I get particularly annoyed when I don’t move my car because a bicyclist is on one side or the other of me, and I want to turn that direction, and the guy behind me honks angrily. What do they want? Me to run over someone? I’m just in favor of more kindness out there on the roads. Rage doesn’t help anyone. It hurts the rager perhaps even more than it hurts the object of the rage. I hope we can find other ways to express our concern about others instead of lashing out in fear.

Disc2021's avatar

@daloon That’s an entirely different situation though! In that situation, yes, I agree with you – that is just aggressive “get the fuck out of my way” rage. I have absolutely no problem slowing down or even stopping in the middle of the road if necessary – this isn’t my qualm; I’m never in a hurry to go nowhere. My qualm is people recklessly darting out in front of me without any indication or warning. Honking during the exact start of the incident probably would’ve only mystified and confused this person (as mentioned earlier) while they were right in front of me, increasing the odds that I would’ve smacked them. All I was trying to do was let this person know that they did something arguably insane.

wundayatta's avatar

@Disc2021 I understand. It just reminded me of that other story. I didn’t mean it as any kind of criticism.

billdsd's avatar

Moving across lanes has to be done with due care. She shouldn’t be moving across lanes without making sure that it is safe first. Moving over without due care is illegal for both bicyclists and motorists. She probably should have signaled as well, so that overtaking drivers could tell what she was going to do.
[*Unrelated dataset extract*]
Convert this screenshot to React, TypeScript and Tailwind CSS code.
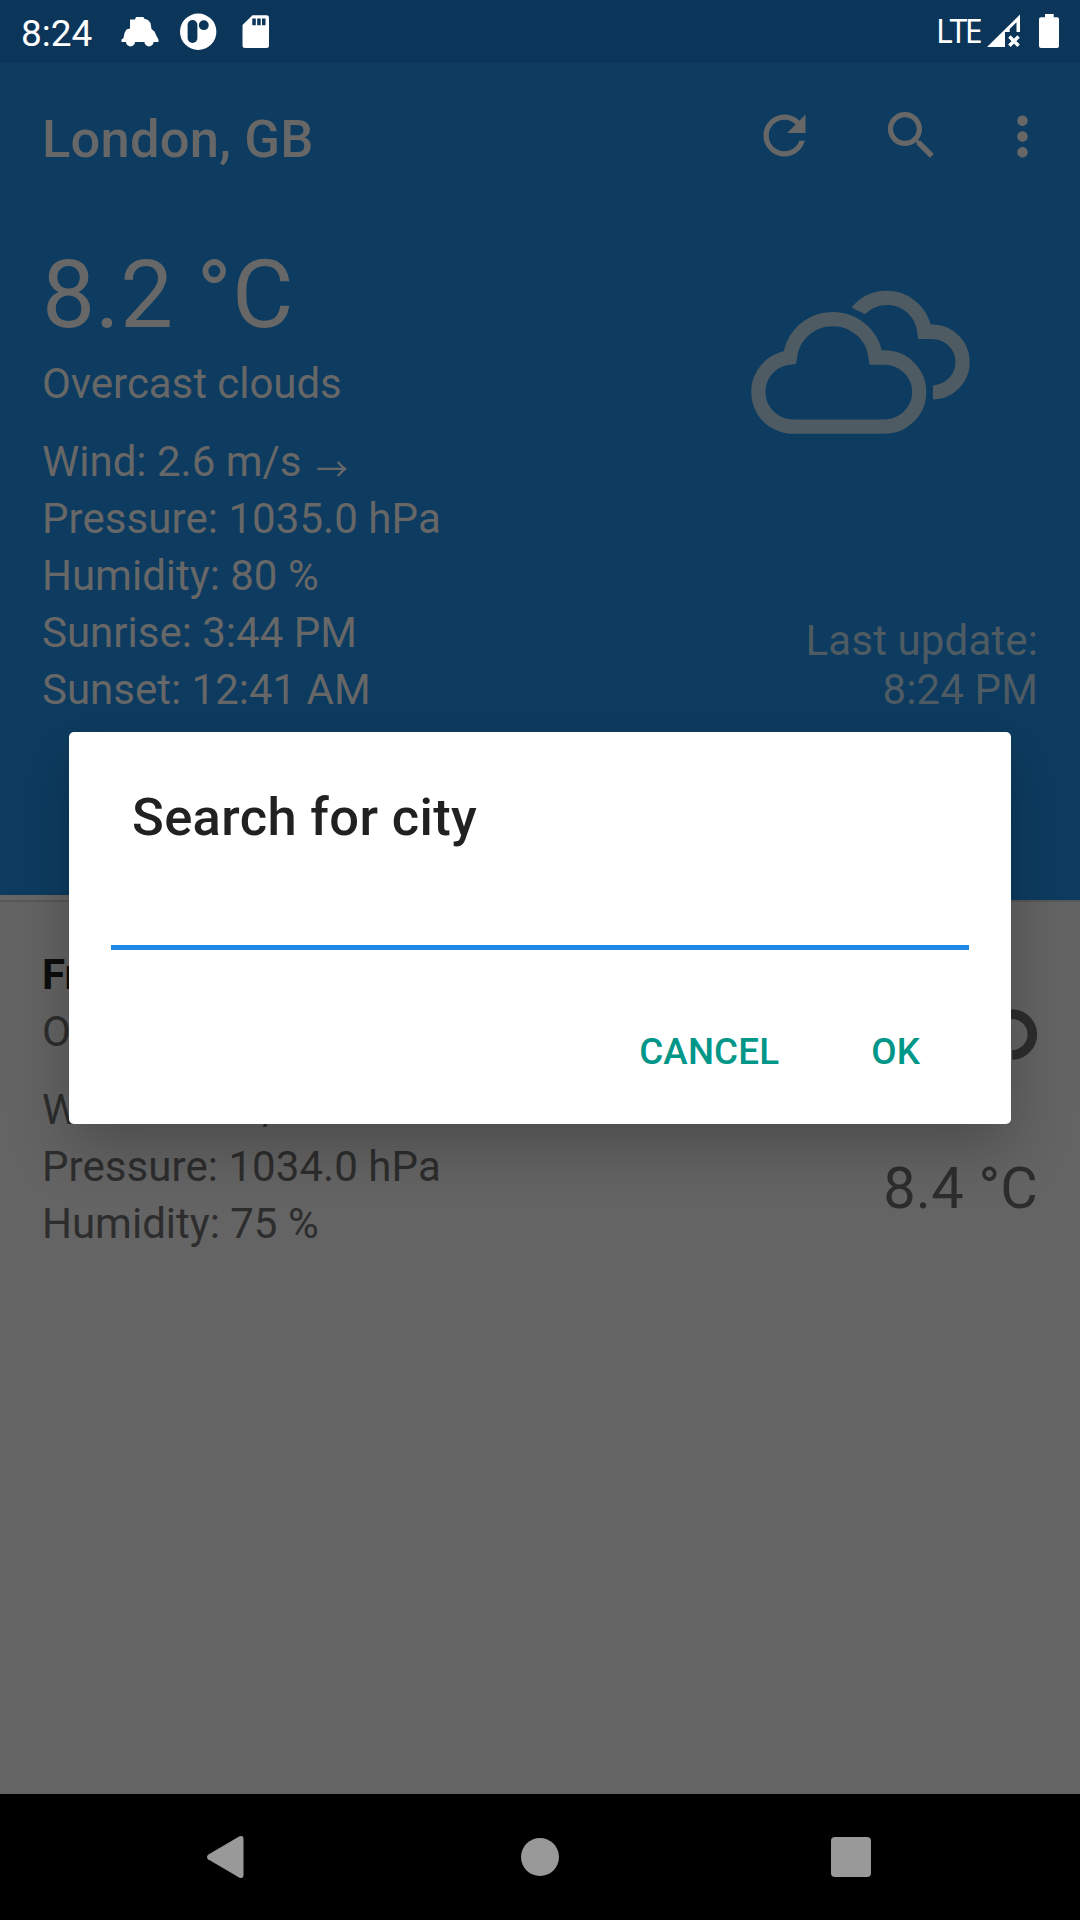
import { WiCloudy } from "react-icons/wi";

function StatusBar() {
  return (
    <div className="flex h-[63px] items-start justify-between bg-[#0c355a] text-white">
      <div className="flex">
        <span className="ml-[21px] mt-[12px] w-[100px] text-[37px] leading-[43px]">8:24</span>
        <svg width="40" height="32" viewBox="121 16 40 32" className="mt-4" fill="currentColor">
          <path d="M136 17L143.500 17L144 18.500L148 20L150.500 23L151.500 29L154.500 31.500L156.500 36L158.500 39.500L158.500 42L121.500 42L121.500 39.500L123.500 38L124.500 33L126.500 29.500L130 28.500L130 19.500L135 19.500Z" />
          <circle cx="130.5" cy="41.8" r="4.6" />
          <circle cx="149" cy="41.8" r="4.6" />
        </svg>
        <svg width="38" height="38" viewBox="179 13 38 38" className="ml-[18px] mt-[13px]">
          <circle cx="198.2" cy="31.7" r="18.2" fill="currentColor" />
          <rect x="187.6" y="20" width="9.8" height="23" rx="4.9" fill="#0c355a" />
          <circle cx="203.8" cy="25.2" r="4.9" fill="#0c355a" />
        </svg>
        <svg width="28" height="34" viewBox="242.5 15 28 34" className="ml-[25px] mt-[15px]">
          <path
            d="M253 15.3h14a2.5 2.5 0 0 1 2.5 2.5v27.700a2.500 2.500 0 0 1-2.500 2.500h-21.500a2.500 2.500 0 0 1-2.500-2.500V25z"
            fill="currentColor"
          />
          <path d="M252.800 18.500h3.500v6.800h-3.500zM257.700 18.500h3.500v6.800h-3.500zM262.500 18.500h3.500v6.800h-3.500z" fill="#0c355a" />
        </svg>
      </div>
      <div className="flex">
        <span className="mt-[12px] w-[51px] font-['Noto_Sans'] text-[32px] leading-[37px] tracking-[-2.6px]">LTE</span>
        <svg width="34" height="34" viewBox="987 14 34 34" className="mt-[14px]">
          <path d="M987 47L1020 14.500V32h-3.500V22.300L1009.700 29v3h-4.700v15z" fill="currentColor" />
          <path d="M1009.400 36.500l9.200 9.200M1018.600 36.500l-9.200 9.200" stroke="currentColor" strokeWidth="3.500" />
        </svg>
        <svg width="20" height="34" viewBox="1039 14 20 34" className="ml-[18px] mr-[21px] mt-[14px]" fill="currentColor">
          <path d="M1045 14h8.700v3.300h3.300a2 2 0 0 1 2 2V46a2 2 0 0 1-2 2h-16a2 2 0 0 1-2-2V19.300a2 2 0 0 1 2-2h4z" />
        </svg>
      </div>
    </div>
  );
}

function Toolbar() {
  return (
    <div className="flex h-[147px] justify-between">
      <h1 className="ml-[42px] mt-[45px] text-[52.5px] leading-[62px] font-medium tracking-[0.2px]">London, GB</h1>
      <div className="mt-[41px] flex">
        <svg width="63" height="63" viewBox="0 0 24 24" fill="currentColor">
          <path d="M17.65 6.35C16.2 4.9 14.21 4 12 4c-4.420 0-7.990 3.580-7.990 8s3.570 8 7.990 8c3.730 0 6.840-2.550 7.730-6h-2.080c-.82 2.330-3.040 4-5.650 4-3.310 0-6-2.690-6-6s2.690-6 6-6c1.660 0 3.140.69 4.220 1.780L13 11h7V4l-2.350 2.350z" />
        </svg>
        <svg width="63" height="63" viewBox="0 0 24 24" className="ml-[64px]" fill="currentColor">
          <path d="M15.5 14h-.79l-.28-.27C15.410 12.590 16 11.110 16 9.500 16 5.910 13.090 3 9.500 3S3 5.910 3 9.500 5.910 16 9.500 16c1.610 0 3.090-.59 4.230-1.570l.27.28v.79l5 4.990L20.490 19l-4.990-5zm-6 0C7.010 14 5 11.990 5 9.500S7.010 5 9.500 5 14 7.010 14 9.500 11.990 14 9.500 14z" />
        </svg>
        <svg width="63" height="63" viewBox="0 0 24 24" className="ml-[48px] mr-[26px] mt-px" fill="currentColor">
          <path d="M12 8c1.100 0 2-.9 2-2s-.9-2-2-2-2 .9-2 2 .9 2 2 2zm0 2c-1.100 0-2 .9-2 2s.9 2 2 2 2-.9 2-2-.9-2-2-2zm0 6c-1.100 0-2 .9-2 2s.9 2 2 2 2-.9 2-2-.9-2-2-2z" />
        </svg>
      </div>
    </div>
  );
}

function CurrentWeather() {
  return (
    <div className="flex h-[690px] justify-between">
      <div className="ml-[42px]">
        <div className="mt-[30px] text-[94.5px] leading-[110px]">8.2 °C</div>
        <div className="mt-[5px] text-[42px] leading-[57px] tracking-[-0.05px]">Overcast clouds</div>
        <div className="mt-[21px] text-[42px] leading-[57px]">
          <div>
            Wind: 2.6 m/s{" "}
            <span className="relative top-[5px] ml-[4px] font-['Noto_Sans_CJK_JP'] text-[32px] leading-none">→</span>
          </div>
          <div className="tracking-[0.06px]">Pressure: 1035.0 hPa</div>
          <div>Humidity: 80 %</div>
          <div>Sunrise: 3:44 PM</div>
          <div>Sunset: 12:41 AM</div>
        </div>
      </div>
      <div className="mr-[42px] flex flex-col items-end text-[#4e5b63]">
        <WiCloudy className="mr-[30px] mt-[9px] h-[295px] w-[295px]" />
        <div className="mt-[102px] text-right text-[42px] leading-[49px] tracking-[0.14px]">
          Last update:
          <br />
          8:24 PM
        </div>
      </div>
    </div>
  );
}

function ForecastRow() {
  return (
    <div className="flex h-[894px] justify-between border-t-2 border-[#585858] text-[42px] leading-[57px] text-[#2d2d2d]">
      <div className="ml-[42px] mt-[44px]">
        <div className="font-bold text-[#0d0d0d]">Friday</div>
        <div>Overcast clouds</div>
        <div className="mt-[21px]">Wind: 2.5 m/s</div>
        <div className="tracking-[0.06px]">Pressure: 1034.0 hPa</div>
        <div>Humidity: 75 %</div>
      </div>
      <div className="mr-[42px] flex flex-col items-end">
        <WiCloudy className="-mr-[25px] mt-[36px] h-[199px] w-[199px]" />
        <div className="mt-[17px] text-[57.750px] leading-[68px] tracking-[0.2px]">8.4 °C</div>
      </div>
    </div>
  );
}

function SearchDialog() {
  return (
    <div className="absolute left-[69px] top-[732px] flex h-[392px] w-[942px] flex-col rounded-[5px] bg-white shadow-[0_22px_60px_rgba(0,0,0,0.25)]">
      <h2 className="ml-[63px] mt-[54px] text-[52.5px] leading-[62px] font-medium tracking-[0.35px] text-[#212121]">Search for city</h2>
      <div className="mx-[42px] mt-[15px] h-[87px] border-b-[5px] border-[#1e88e5]" />
      <div className="mr-[91px] mt-[80px] flex justify-end gap-[92px] text-[36.750px] leading-[44px] font-medium tracking-[0.15px] text-[#009688]">
        <button>CANCEL</button>
        <button>OK</button>
      </div>
    </div>
  );
}

function NavBar() {
  return (
    <div className="flex h-[126px] items-center justify-between bg-black pl-[206px] pr-[209px] text-[#999999]">
      <svg width="38" height="44" viewBox="0 0 38 44" fill="currentColor">
        <path d="M2 19.700L33.500 1.300Q37.500 0 37.500 4V40Q37.500 44 33.500 42.700L2 24.300Q0 22 2 19.700Z" />
      </svg>
      <div className="ml-[5px] size-[38px] rounded-full bg-[#999999]" />
      <div className="size-[40px] rounded-[4px] bg-[#999999]" />
    </div>
  );
}

export default function App() {
  return (
    <div className="relative h-[1920px] w-[1080px] overflow-hidden bg-[#646464] font-['Roboto',sans-serif]">
      <StatusBar />
      <div className="relative bg-[#0d3c60] text-[#676767]">
        <Toolbar />
        <CurrentWeather />
        <div className="absolute bottom-0 left-0 h-[5px] w-[360px] bg-[#676767]" />
      </div>
      <ForecastRow />
      <NavBar />
      <SearchDialog />
    </div>
  );
}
That said, she does have a right to get where she’s going and assuming that she does exercise due care, she does have the right to move over to make a left turn, even if that means that someone might have to slow down (but not have to do an emergency slam on the brakes).

Most states have laws against using the horn for reasons other than to alert someone of a safety issue requiring their immediate attention. Using it to express your displeasure at something that someone else did can earn you a ticket in most states.